▸ The task: Write out each line of the listing as it stands, without the images.

▸ Data section:

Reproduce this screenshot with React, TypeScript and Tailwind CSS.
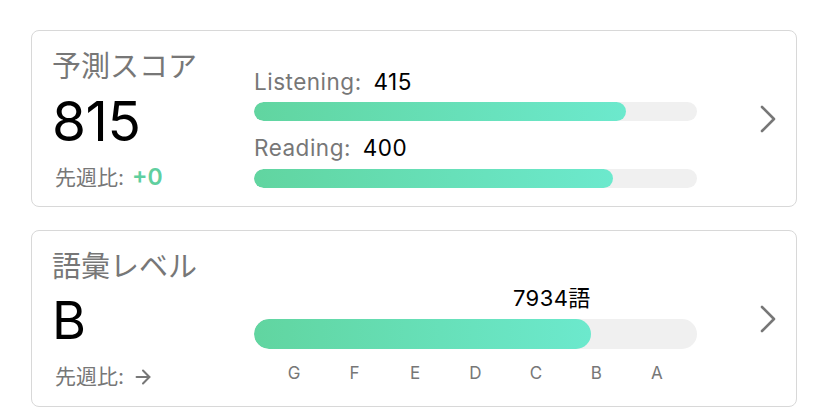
import { ArrowRight } from 'lucide-react';

const font = { fontFamily: 'Inter, "Noto Sans CJK JP", sans-serif' };

const Chevron = () => (
  <svg width="16" height="28" viewBox="0 0 16 28" fill="none">
    <polyline points="2,2 14,14 2,26" stroke="#777" strokeWidth="2.6" strokeLinecap="round" strokeLinejoin="round" />
  </svg>
);

const Bar = ({ pct, h }: { pct: number; h: string }) => (
  <div className={`w-full ${h} rounded-full bg-[#f0f0f0] overflow-hidden`}>
    <div
      className="h-full rounded-full bg-gradient-to-r from-[#61d5a0] to-[#6ce9cd]"
      style={{ width: `${pct}%` }}
    />
  </div>
);

const App = () => {
  const grades = ['G', 'F', 'E', 'D', 'C', 'B', 'A'];
  return (
    <div className="w-[828px] h-[418px] bg-white pt-[30px] pl-[31px]" style={font}>
      {/* Score card */}
      <div className="w-[766px] h-[177px] rounded-[8px] border border-[#d8d8d8] flex">
        <div className="w-[222px] pl-[20px] pt-[18px] flex flex-col">
          <div className="text-[29px] leading-[36px] text-[#777]">予測スコア</div>
          <div className="text-[55px] leading-[60px] text-black mt-[6px] tracking-[-0.5px]">815</div>
          <div className="text-[21px] leading-[26px] text-[#777] mt-[13px] pl-[3px]">
            先週比: <span className="text-[#5fcf9f] font-semibold text-[23px] ml-[2px]">+0</span>
          </div>
        </div>
        <div className="w-[443px] pt-[37px]">
          <div className="text-[22.5px] leading-[27px] text-[#777] tracking-[0.5px]">
            Listening: <span className="text-black ml-[5px]">415</span>
          </div>
          <div className="mt-[7px]">
            <Bar pct={84} h="h-[19px]" />
          </div>
          <div className="text-[22.5px] leading-[27px] text-[#777] mt-[13px] tracking-[0.5px]">
            Reading: <span className="text-black ml-[5px]">400</span>
          </div>
          <div className="mt-[8px]">
            <Bar pct={81} h="h-[19px]" />
          </div>
        </div>
        <div className="flex-1 flex items-center pl-[63px]">
          <Chevron />
        </div>
      </div>

      <div className="h-[23px]" />

      {/* Vocabulary card */}
      <div className="w-[766px] h-[177px] rounded-[8px] border border-[#d8d8d8] flex">
        <div className="w-[222px] pl-[20px] pt-[18px] flex flex-col">
          <div className="text-[29px] leading-[36px] text-[#777]">語彙レベル</div>
          <div className="text-[52px] leading-[60px] text-black mt-[6px]">B</div>
          <div className="text-[21px] leading-[26px] text-[#777] mt-[13px] pl-[3px] flex items-center">
            先週比:
            <ArrowRight className="ml-[8px]" size={22} strokeWidth={2.2} color="#777" />
          </div>
        </div>
        <div className="w-[443px] pt-[54px]">
          <div className="w-[76%] text-right text-[22px] leading-[26px] text-black tracking-[0.4px]">7934語</div>
          <div className="mt-[8px]">
            <Bar pct={76} h="h-[30px]" />
          </div>
          <div className="grid grid-cols-7 px-[10px] mt-[13px] text-[17px] leading-[22px] text-[#777]">
            {grades.map((g) => (
              <div key={g} className="text-center">{g}</div>
            ))}
          </div>
        </div>
        <div className="flex-1 flex items-center pl-[63px]">
          <Chevron />
        </div>
      </div>
    </div>
  );
};

export default App;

▸ Response to this task:
Reproduce this screenshot with React, TypeScript and Tailwind CSS.
import { ArrowRight } from 'lucide-react';

const font = { fontFamily: 'Inter, "Noto Sans CJK JP", sans-serif' };

const Chevron = () => (
  <svg width="16" height="28" viewBox="0 0 16 28" fill="none">
    <polyline points="2,2 14,14 2,26" stroke="#777" strokeWidth="2.6" strokeLinecap="round" strokeLinejoin="round" />
  </svg>
);

const Bar = ({ pct, h }: { pct: number; h: string }) => (
  <div className={`w-full ${h} rounded-full bg-[#f0f0f0] overflow-hidden`}>
    <div
      className="h-full rounded-full bg-gradient-to-r from-[#61d5a0] to-[#6ce9cd]"
      style={{ width: `${pct}%` }}
    />
  </div>
);

const App = () => {
  const grades = ['G', 'F', 'E', 'D', 'C', 'B', 'A'];
  return (
    <div className="w-[828px] h-[418px] bg-white pt-[30px] pl-[31px]" style={font}>
      {/* Score card */}
      <div className="w-[766px] h-[177px] rounded-[8px] border border-[#d8d8d8] flex">
        <div className="w-[222px] pl-[20px] pt-[18px] flex flex-col">
          <div className="text-[29px] leading-[36px] text-[#777]">予測スコア</div>
          <div className="text-[55px] leading-[60px] text-black mt-[6px] tracking-[-0.5px]">815</div>
          <div className="text-[21px] leading-[26px] text-[#777] mt-[13px] pl-[3px]">
            先週比: <span className="text-[#5fcf9f] font-semibold text-[23px] ml-[2px]">+0</span>
          </div>
        </div>
        <div className="w-[443px] pt-[37px]">
          <div className="text-[22.5px] leading-[27px] text-[#777] tracking-[0.5px]">
            Listening: <span className="text-black ml-[5px]">415</span>
          </div>
          <div className="mt-[7px]">
            <Bar pct={84} h="h-[19px]" />
          </div>
          <div className="text-[22.5px] leading-[27px] text-[#777] mt-[13px] tracking-[0.5px]">
            Reading: <span className="text-black ml-[5px]">400</span>
          </div>
          <div className="mt-[8px]">
            <Bar pct={81} h="h-[19px]" />
          </div>
        </div>
        <div className="flex-1 flex items-center pl-[63px]">
          <Chevron />
        </div>
      </div>

      <div className="h-[23px]" />

      {/* Vocabulary card */}
      <div className="w-[766px] h-[177px] rounded-[8px] border border-[#d8d8d8] flex">
        <div className="w-[222px] pl-[20px] pt-[18px] flex flex-col">
          <div className="text-[29px] leading-[36px] text-[#777]">語彙レベル</div>
          <div className="text-[52px] leading-[60px] text-black mt-[6px]">B</div>
          <div className="text-[21px] leading-[26px] text-[#777] mt-[13px] pl-[3px] flex items-center">
            先週比:
            <ArrowRight className="ml-[8px]" size={22} strokeWidth={2.2} color="#777" />
          </div>
        </div>
        <div className="w-[443px] pt-[54px]">
          <div className="w-[76%] text-right text-[22px] leading-[26px] text-black tracking-[0.4px]">7934語</div>
          <div className="mt-[8px]">
            <Bar pct={76} h="h-[30px]" />
          </div>
          <div className="grid grid-cols-7 px-[10px] mt-[13px] text-[17px] leading-[22px] text-[#777]">
            {grades.map((g) => (
              <div key={g} className="text-center">{g}</div>
            ))}
          </div>
        </div>
        <div className="flex-1 flex items-center pl-[63px]">
          <Chevron />
        </div>
      </div>
    </div>
  );
};

export default App;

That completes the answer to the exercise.